Amadou Sanogo
Plasticien
Vit et travaille à Bamako, Mali.
Amadou Sanogo a 30 ans. Il a grandi à Ségou où il a appris la technique du bogolan et s’est installé à la capitale malienne en 1998 pour suivre des études artistiques à l’Institut national des arts.
Amadou n’a pas le profil nonchalant de certains artistes de sa génération, … il bouillonne. Amadou dénonce, s’insurge, pose des questions fondamentales sur l’évolution de son pays, sur les injustices, sur l’art.
Il a passé 5 ans et demi à l’INA où il s’est confronté d’emblée à des concepts d’enseignements trop académiques pour sa perception. Amadou à découvert dans un livre la technique d’un peintre qui peignait avec ses mains directement sur la toile, sans utiliser de pinceau.
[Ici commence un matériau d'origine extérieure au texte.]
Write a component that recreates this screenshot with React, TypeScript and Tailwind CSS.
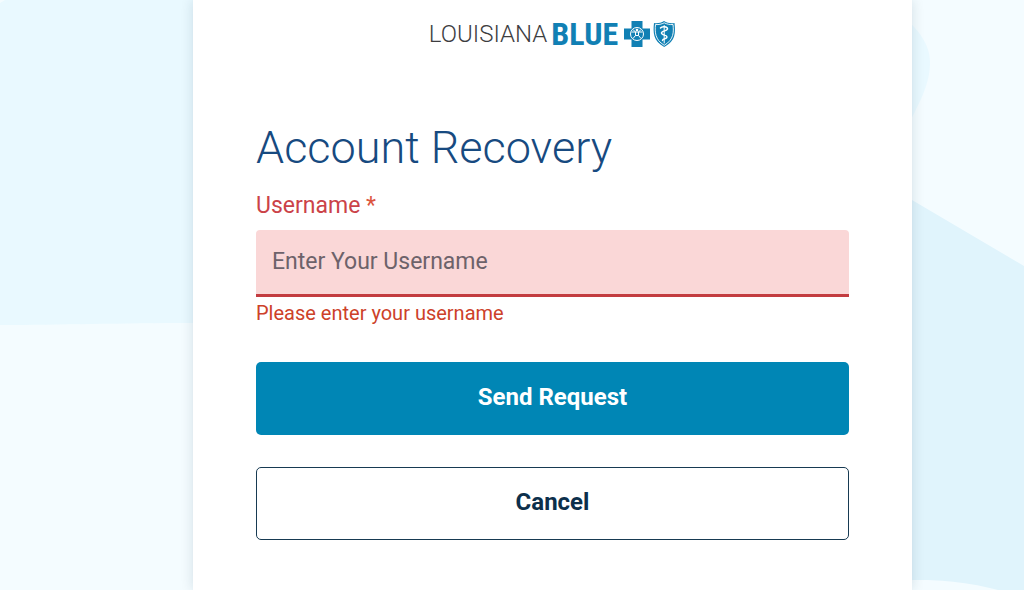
import { useState } from 'react';

const Backdrop = () => (
  <svg
    className="absolute inset-0 h-full w-full"
    viewBox="0 0 1024 590"
    preserveAspectRatio="none"
    aria-hidden="true"
  >
    <rect width="1024" height="590" fill="#f4fcff" />
    <path d="M5 0H880C912 20 930 40 930 62C930 90 914 110 904 135L700 323H193C120 323 60 325 0 325V3Z" fill="#e9f9ff" />
    <path d="M700 80C790 80 840 155 912 200L1024 266V590H998C960 580 930 580 912 580H700Z" fill="#e0f4fc" />
  </svg>
);

const CrossIcon = () => (
  <svg className="h-7 w-[27px]" viewBox="0 0 27 28" aria-hidden="true">
    <path d="M7.500 1H18.500V8.500H26V19.500H18.500V27H7.500V19.500H0V8.500H7.500Z" fill="#1180b4" />
    <g fill="none" stroke="#fff" strokeWidth="1">
      <circle cx="13" cy="14" r="6.500" />
      <path d="M7.500 12H18.500M11.500 12V15.500L9 18.500M14.500 12V15.500L17 18.500M11.500 15.500H14.500M9 9.500L11.500 12M17 9.500L14.500 12" />
    </g>
    <circle cx="13" cy="10" r="1.300" fill="#fff" />
  </svg>
);

const ShieldIcon = () => (
  <svg className="h-7 w-[23px]" viewBox="0 0 23 28" aria-hidden="true">
    <path d="M1 3C4 3.500 8 3 11 1C14 3 18 3.500 21.500 3C22.500 12 23 21 11.200 27C0 21 0 12 1 3Z" fill="#1180b4" />
    <path d="M2.500 4.500C6 4.800 8.500 4.200 11.200 2.800C14 4.200 17 4.800 20 4.500C20.800 12 21 19.500 11.200 25.300C1.800 19.500 1.800 12 2.500 4.500Z" fill="none" stroke="#fff" strokeWidth="0.900" />
    <g fill="none" stroke="#fff" strokeLinecap="round">
      <path d="M11.200 5.500V23" strokeWidth="1" />
      <path d="M7.500 8C9 6 14.500 6.500 14.500 8.800C14.500 11.200 8.500 10.500 8.500 13C8.500 15.500 14 14.700 14 17C14 19 9.500 18.500 9.500 20.500" strokeWidth="1.500" />
    </g>
  </svg>
);

const Logo = () => (
  <div className="flex h-7 items-center justify-center">
    <span className="mr-1 text-2xl leading-7 font-light text-[#3d3d3f]">LOUISIANA</span>
    <span className="mr-1.5 font-['Roboto_Condensed','Liberation_Sans_Narrow',Roboto,sans-serif] text-[32px] leading-7 font-bold text-[#1180b4]">
      BLUE
    </span>
    <CrossIcon />
    <span className="ml-0.5 flex">
      <ShieldIcon />
    </span>
  </div>
);

const App = () => {
  const [username, setUsername] = useState('');

  return (
    <div className="relative grid min-h-screen grid-cols-[193fr_719fr_112fr] font-[Roboto,sans-serif]">
      <Backdrop />

      <main className="relative col-start-2 bg-white px-[63px] pt-5 pb-12 shadow-[0_0_12px_rgba(0,40,70,0.14)]">
        <Logo />

        <form className="mt-[70px]" noValidate onSubmit={(e) => e.preventDefault()}>
          <h1 className="text-[45px] leading-[60px] font-light text-[#174a80]">Account Recovery</h1>

          <label htmlFor="username" className="mt-3 block text-[23px] leading-8 text-[#cb4248]">
            Username <span className="text-[#dc5540]">*</span>
          </label>
          <input
            id="username"
            type="text"
            required
            aria-invalid="true"
            aria-describedby="username-error"
            placeholder="Enter Your Username"
            value={username}
            onChange={(e) => setUsername(e.target.value)}
            className="mt-2 block h-[67px] w-full rounded-t border-b-3 border-[#c33c40] bg-[#fad7d7] px-4 pb-0.5 text-[23px] text-[#333] outline-none placeholder:text-[#6d626a]"
          />
          <p id="username-error" className="mt-0.5 text-[20px] leading-7 text-[#cd4129]">
            Please enter your username
          </p>

          <button
            type="submit"
            className="mt-[35px] block h-[73px] w-full rounded-[5px] bg-[#0086b5] pb-1 text-2xl font-bold text-white"
          >
            Send Request
          </button>
          <button
            type="button"
            className="mt-8 block h-[73px] w-full rounded-[5px] border border-[#173a52] bg-white pb-1 text-2xl font-bold text-[#0c2f4b]"
          >
            Cancel
          </button>
        </form>
      </main>
    </div>
  );
};

export default App;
Il s’est inspiré de cela. Il dit aussi ne pas vouloir encadrer ses œuvres et préfère les entreposer et les exposer de façon brute. Tout cela faisait de lui un élève indocile dont l’affirmation des idées s’est confrontée à l’incompréhension du corps professoral.
Grace à internet il s’est intéressé au peintre Kandinsky dont il admire l’œuvre et la philosophie qu’elle véhicule.
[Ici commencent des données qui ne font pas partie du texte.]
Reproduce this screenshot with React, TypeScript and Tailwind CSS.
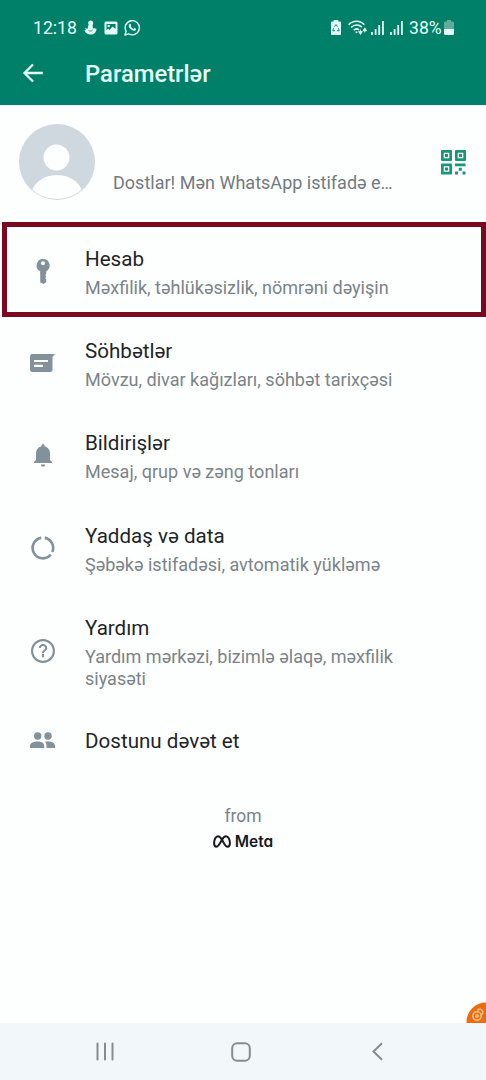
import type { ReactNode } from 'react';

interface SettingItem {
  id: string;
  title: string;
  lines?: string[];
  icon: ReactNode;
}

const settings: SettingItem[] = [
  {
    id: 'account',
    title: 'Hesab',
    lines: ['Məxfilik, təhlükəsizlik, nömrəni dəyişin'],
    icon: <KeyIcon />,
  },
  {
    id: 'chats',
    title: 'Söhbətlər',
    lines: ['Mövzu, divar kağızları, söhbət tarixçəsi'],
    icon: <ChatIcon />,
  },
  {
    id: 'notifications',
    title: 'Bildirişlər',
    lines: ['Mesaj, qrup və zəng tonları'],
    icon: <BellIcon />,
  },
  {
    id: 'storage',
    title: 'Yaddaş və data',
    lines: ['Şəbəkə istifadəsi, avtomatik yükləmə'],
    icon: <DataIcon />,
  },
  {
    id: 'help',
    title: 'Yardım',
    lines: ['Yardım mərkəzi, bizimlə əlaqə, məxfilik', 'siyasəti'],
    icon: <HelpIcon />,
  },
  {
    id: 'invite',
    title: 'Dostunu dəvət et',
    icon: <PeopleIcon />,
  },
];

export default function App() {
  return (
    <div className="relative flex h-[1080px] w-[486px] flex-col overflow-hidden bg-[#fdfefe] font-['Roboto',sans-serif]">
      <header className="h-[105px] shrink-0 bg-[#008068] text-[#e4fff8]">
        <StatusBar />
        <div className="flex h-[54px] items-center pl-[22px]">
          <BackIcon />
          <h1 className="ml-[41px] text-[23.8px] leading-[30px] font-medium">Parametrlər</h1>
        </div>
      </header>

      <Profile />

      {/* Settings list */}
      <main className="relative flex flex-col">
        {settings.map((item) => (
          <SettingRow key={item.id} item={item} />
        ))}
        {/* Highlight frame around the account row */}
        <div className="absolute top-[-3px] left-[2px] h-[95px] w-[484px] border-[5px] border-[#7b0820]" />
      </main>

      <footer className="mt-[30px] flex flex-col items-center">
        <span className="text-[17.5px] leading-6 text-[#7b8489]">from</span>
        <div className="mt-[2px] flex h-6 items-center gap-[4px] text-[#161a1c]">
          <MetaIcon />
          <span className="font-['Inter',sans-serif] text-[15.5px] leading-6 font-semibold [font-feature-settings:'cv11']">Meta</span>
        </div>
      </footer>

      {/* Floating recorder bubble, half off screen */}
      <div className="absolute top-[1002px] right-0 h-[21px] w-[20px] overflow-hidden">
        <BubbleIcon />
      </div>

      <NavBar />
    </div>
  );
}

function StatusBar() {
  return (
    <div className="flex h-[47px] items-center justify-between pt-[8px] pr-[32px] pl-[33px] text-[18px] leading-6">
      <div className="flex items-center">
        <span className="w-[44px] text-[17.6px]">12:18</span>
        <svg className="ml-[7px]" width="13" height="15" viewBox="0 0 13 15" fill="currentColor">
          <circle cx="6.7" cy="3" r="2.5" />
          <path d="M4.5 5h4l.4 3.4c1.3-.5 2.4.2 3.6.5-.3 3.3-2.4 5.6-5.8 5.6C3.600 14.500 1 13 .4 10.300l1.800-.4L.8 8.300l2.800.5z" />
          <path d="M4.500 10.500c1.200 1 3 .8 4.300-.7" stroke="#008068" strokeWidth="0.800" fill="none" />
        </svg>
        <svg className="ml-[7px]" width="14" height="14" viewBox="0 0 14 14">
          <rect x="0.500" y="0.500" width="13" height="13" rx="1.500" fill="currentColor" />
          <path d="M2.500 3h9v5L8.500 5.500 5.500 9 4 7.800 2.500 9z" fill="#008068" />
          <circle cx="4.700" cy="5" r="1.200" fill="currentColor" />
        </svg>
        <svg className="ml-[6px]" width="17" height="17" viewBox="0 0 17 17" fill="none" stroke="currentColor" strokeWidth="1.400">
          <path d="M1 16l1.100-3.800a7.100 7.100 0 1 1 2.700 2.700z" strokeLinejoin="round" />
          <path d="M5.300 5.200c1-1 1.500-.1 1.900 1l-.5 1.100c.7 1.300 1.500 2 2.800 2.600l1-.9c1 .4 2.200.9 1.400 1.900-1.800 1.800-4.300.3-5.600-1.100C5 8.500 4.200 6.700 5.300 5.200z" fill="currentColor" stroke="none" />
        </svg>
      </div>
      <div className="flex items-center">
        <svg width="10" height="15" viewBox="0 0 11 15" preserveAspectRatio="none">
          <path d="M3 0h5v1.500h2a1 1 0 0 1 1 1V14a1 1 0 0 1-1 1H1a1 1 0 0 1-1-1V2.500a1 1 0 0 1 1-1h2z" fill="currentColor" />
          <path d="M3.800 6.800l1.700-2.300 1.700 2.300M8.200 8.200l.8 2.600H6.600M4.400 10.800H2l.8-2.600" fill="none" stroke="#008068" strokeWidth="1" />
        </svg>
        <svg className="ml-[7px]" width="19" height="15" viewBox="0 0 19 15" fill="none" stroke="currentColor" strokeWidth="1.600">
          <path d="M.7 4.700c4.300-4.600 11.300-4.600 15.600 0M3.200 7.500c3-3.200 7.600-3.200 10.600-.3M5.700 10.200c1.700-1.700 3.800-1.700 5.400-.2" />
          <circle cx="8.500" cy="12.300" r="1" fill="currentColor" stroke="none" />
          <path d="M10.700 11.500h3.600l-1.800 3zM12.500 9.500v3M15 10.800h3.600l-1.800-3zM16.800 10v2.500" fill="currentColor" strokeWidth="0.800" />
        </svg>
        <SignalIcon className="ml-[4px]" />
        <SignalIcon className="ml-[6px]" />
        <span className="ml-[6px] w-[33px] text-[17.600px]">38%</span>
        <svg className="ml-[2px]" width="10" height="15" viewBox="0 0 10 15">
          <path d="M3 0h4v1.500h1.500A1.500 1.500 0 0 1 10 3v6H0V3a1.500 1.500 0 0 1 1.500-1.500H3z" fill="#61ad9b" />
          <path d="M0 9h10v4.500A1.500 1.500 0 0 1 8.500 15h-7A1.500 1.500 0 0 1 0 13.500z" fill="currentColor" />
        </svg>
      </div>
    </div>
  );
}

function SignalIcon({ className }: { className: string }) {
  return (
    <svg className={className} width="13" height="14" viewBox="0 0 13 14" fill="currentColor">
      <rect y="11" width="1.800" height="3" />
      <rect x="3.700" y="8" width="1.800" height="6" />
      <rect x="7.300" y="4" width="1.800" height="10" />
      <rect x="11" width="1.800" height="14" />
    </svg>
  );
}

function Profile() {
  return (
    <section className="flex h-[120px] shrink-0 items-start pt-[19px] pl-[19px]">
      <svg width="76" height="76" viewBox="0 0 76 76">
        <defs>
          <clipPath id="avatar">
            <circle cx="38" cy="38" r="37" />
          </clipPath>
        </defs>
        <circle cx="38" cy="38" r="38" fill="#cfd7df" />
        <g clipPath="url(#avatar)" fill="#fdfefe">
          <circle cx="37.500" cy="33.500" r="13" />
          <ellipse cx="38" cy="72" rx="26" ry="21" />
        </g>
      </svg>
      <p className="mt-[48px] ml-[18px] w-[282px] text-[18.05px] leading-[22px] whitespace-nowrap text-[#727b80]">
        Dostlar! Mən WhatsApp istifadə e…
      </p>
      <svg className="mt-[26px] ml-[46px]" width="25" height="25" viewBox="0 0 25 25" fill="#159778">
        <path fillRule="evenodd" d="M1 0h9a1 1 0 0 1 1 1v9a1 1 0 0 1-1 1H1a1 1 0 0 1-1-1V1a1 1 0 0 1 1-1zm1.700 2.700v5.600h5.600V2.700z" />
        <path fillRule="evenodd" d="M15 0h9a1 1 0 0 1 1 1v9a1 1 0 0 1-1 1h-9a1 1 0 0 1-1-1V1a1 1 0 0 1 1-1zm1.700 2.700v5.600h5.600V2.700z" />
        <path fillRule="evenodd" d="M1 13.500h9a1 1 0 0 1 1 1v9a1 1 0 0 1-1 1H1a1 1 0 0 1-1-1v-9a1 1 0 0 1 1-1zm1.700 2.700v5.600h5.600v-5.600z" />
        <rect x="4" y="4" width="3" height="3" />
        <rect x="18" y="4" width="3" height="3" />
        <rect x="4" y="17.500" width="3" height="3" />
        <path d="M14 13.500h10.500v2.700H14zM17.800 17.800h3v3h-3zM14 21.500h3v3h-3zM21.500 21.500h3v3h-3z" />
      </svg>
    </section>
  );
}

function SettingRow({ item }: { item: SettingItem }) {
  const height = !item.lines ? 'h-[66px]' : item.lines.length > 1 ? 'h-[113.8px]' : 'h-[92.3px]';

  return (
    <div className={`flex shrink-0 items-center ${height}`}>
      <div className="flex w-[85px] shrink-0 justify-center text-[#82919a]">{item.icon}</div>
      <div className="pt-px whitespace-nowrap">
        <h2 className="text-[20.6px] leading-7 text-[#1e2529]">{item.title}</h2>
        {item.lines && (
          <div className="mt-1 text-[18.05px] leading-[21.5px] text-[#7b8489]">
            {item.lines.map((line) => (
              <p key={line}>{line}</p>
            ))}
          </div>
        )}
      </div>
    </div>
  );
}

function NavBar() {
  return (
    <nav className="mt-auto flex h-[57px] shrink-0 items-center bg-[#f2f7f9] pl-[96px] text-[#858b8e]">
      <svg width="18" height="19" viewBox="0 0 18 19" stroke="currentColor" strokeWidth="2" strokeLinecap="round">
        <path d="M1.500 1.500v16M9 1.500v16M16.500 1.500v16" />
      </svg>
      <svg className="ml-[117px]" width="20" height="20" viewBox="0 0 20 20" fill="none" stroke="currentColor" strokeWidth="2">
        <rect x="1.200" y="1.200" width="17.600" height="17.600" rx="5" />
      </svg>
      <svg className="ml-[121px]" width="11" height="19" viewBox="0 0 11 19" fill="none" stroke="currentColor" strokeWidth="2">
        <path d="M10 1.300L1.500 9.500 10 17.700" />
      </svg>
    </nav>
  );
}

function BackIcon() {
  return (
    <svg className="mt-[-2px]" width="22" height="20" viewBox="0 0 22 20" fill="none" stroke="currentColor" strokeWidth="2.300">
      <path d="M20.800 10H3M11 1.500L2.500 10l8.500 8.500" />
    </svg>
  );
}

function KeyIcon() {
  return (
    <svg width="14" height="25" viewBox="0 0 14 25" fill="currentColor">
      <path fillRule="evenodd" d="M7 0a6.500 6.500 0 0 1 3.200 12.200v2.500l-.9 1.300.9 1.500-.9 1.500.9 1.500v2.500L7.700 25 4.200 23.500V12.300A6.500 6.500 0 0 1 7 0zm0 2.300a2 2 0 1 0 0 4 2 2 0 0 0 0-4z" />
    </svg>
  );
}

function ChatIcon() {
  return (
    <svg width="25" height="18" viewBox="0 0 25 18">
      <path d="M2.500 0H25l-2.500 3v12.500A2.500 2.500 0 0 1 20 18H2.500A2.500 2.500 0 0 1 0 15.500v-13A2.500 2.500 0 0 1 2.500 0z" fill="currentColor" />
      <path d="M4 7h14M4 11.800h9" stroke="#fdfefe" strokeWidth="2.200" />
    </svg>
  );
}

function BellIcon() {
  return (
    <svg width="18" height="23" viewBox="0 0 18 23" fill="currentColor">
      <path d="M7.500 1.500a1.500 1.500 0 0 1 3 0v.7C14 3 16 6 16 9.500V16l2 2v1H0v-1l2-2V9.500C2 6 4 3 7.500 2.200zM6.800 20.500h4.400a2.200 2.200 0 0 1-4.400 0z" />
    </svg>
  );
}

function DataIcon() {
  return (
    <svg width="24" height="24" viewBox="0 0 24 24" fill="none" stroke="currentColor" strokeWidth="2.600">
      <path d="M13.800 1.900a10.300 10.300 0 0 1 7.500 14.200M19.800 18.700A10.300 10.300 0 1 1 10.200 1.900" />
    </svg>
  );
}

function HelpIcon() {
  return (
    <svg width="24" height="24" viewBox="0 0 24 24" fill="currentColor">
      <path d="M11 17h2v-2h-2v2zm1-17C5.400 0 0 5.400 0 12s5.400 12 12 12 12-5.400 12-12S18.600 0 12 0zm0 21.800c-5.400 0-9.800-4.400-9.800-9.800S6.600 2.200 12 2.200s9.800 4.400 9.800 9.800-4.400 9.800-9.800 9.800z" />
      <path d="M12 5c-2.400 0-4.200 1.800-4.200 4.100h2.100c0-1.200.9-2.100 2.100-2.100s2.100.9 2.100 2.100c0 2-3.100 1.900-3.100 5.200h2.100c0-2.300 3.100-2.600 3.100-5.200C16.200 6.800 14.400 5 12 5z" />
      <path d="M11 16h2v2.300h-2z" />
    </svg>
  );
}

function PeopleIcon() {
  return (
    <svg width="25" height="17" viewBox="0 0 25 17" fill="currentColor">
      <circle cx="7.700" cy="4" r="3.700" />
      <circle cx="18" cy="4" r="3.700" />
      <path d="M0 13.800c0-3 4.500-4.300 7.700-4.300s6.500 1.300 6.500 4.300V16H0zM15 9.700c1-.2 2.200-.2 3-.2 3.200 0 7 1.300 7 4.300V16h-8.500v-2.200c0-1.800-.4-3-1.500-4.100z" />
    </svg>
  );
}

function MetaIcon() {
  return (
    <svg width="18" height="13" viewBox="0 0 18 13" fill="none" stroke="currentColor" strokeWidth="2">
      <path d="M9 4.800C7.500 2.300 6.500 1.200 5 1.200 2.800 1.200 1.100 4.500 1.100 8c0 2.300.9 3.700 2.400 3.700C5.500 11.700 7 8.500 9 4.800c1.300-2.500 2.500-3.600 4-3.600 2.200 0 3.900 3.300 3.900 6.800 0 2.300-.9 3.700-2.400 3.700C12.500 11.700 11 8.200 9 4.800z" />
    </svg>
  );
}

function BubbleIcon() {
  return (
    <svg width="40" height="40" viewBox="0 0 40 40">
      <circle cx="20" cy="20" r="19.500" fill="#ee6c10" />
      <g fill="none" stroke="#ffc48a" strokeWidth="1.500">
        <circle cx="11" cy="14" r="4.200" />
        <circle cx="11" cy="14" r="1.200" />
        <path d="M11.500 8.500c1.500-2 5-1.300 5.300 1 .2 1.600-.5 2.500-1.500 3" />
      </g>
    </svg>
  );
}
Il a participé à des ateliers d’artistes où il a rencontré des peintres espagnols et le poète-peintre marocain Mohamed Kacimi. Il a alors compris qu’il y a une autre façon de peindre un personnage que par les normes académiques, et que l’art ne peut être uniquement sur un espace mais que derrière cet espace il y a une philosophie. Il encourage les rencontres entre artistes qui amènent la complémentarité, la diversité et la solidarité. « L’avantage de la diversité quand tu rencontres une autre personne, c’est la confrontation entre sa culture et la tienne. Votre union peut provoquer quelque chose, que ce soit positif ou négatif. »
Amadou s’élève contre certains principes de la société malienne qui veulent que l’on ne pose pas de question si un aîné t’impose quelque chose. C’est dit-il ce qui le met parfois à l’écart de ses semblables.
En politique aussi il affirme qu’il ne faut plus continuer à compter sur ses proches pour trouver un travail ou avoir des facilités car cela met l’évolution du pays en péril. « En démocratie c’est le consensus qui devrait l’emporter mais chez nous c’est pas ça. Il y a trop de sectarisme. Je ne veux pas qu’on me mette sous une autorité ou sous une pression. »
En observant le passage d’un vendeur de cadenas dans la rue, Amadou trouve un symbole qui va inspirer ses dernières séries de tableaux.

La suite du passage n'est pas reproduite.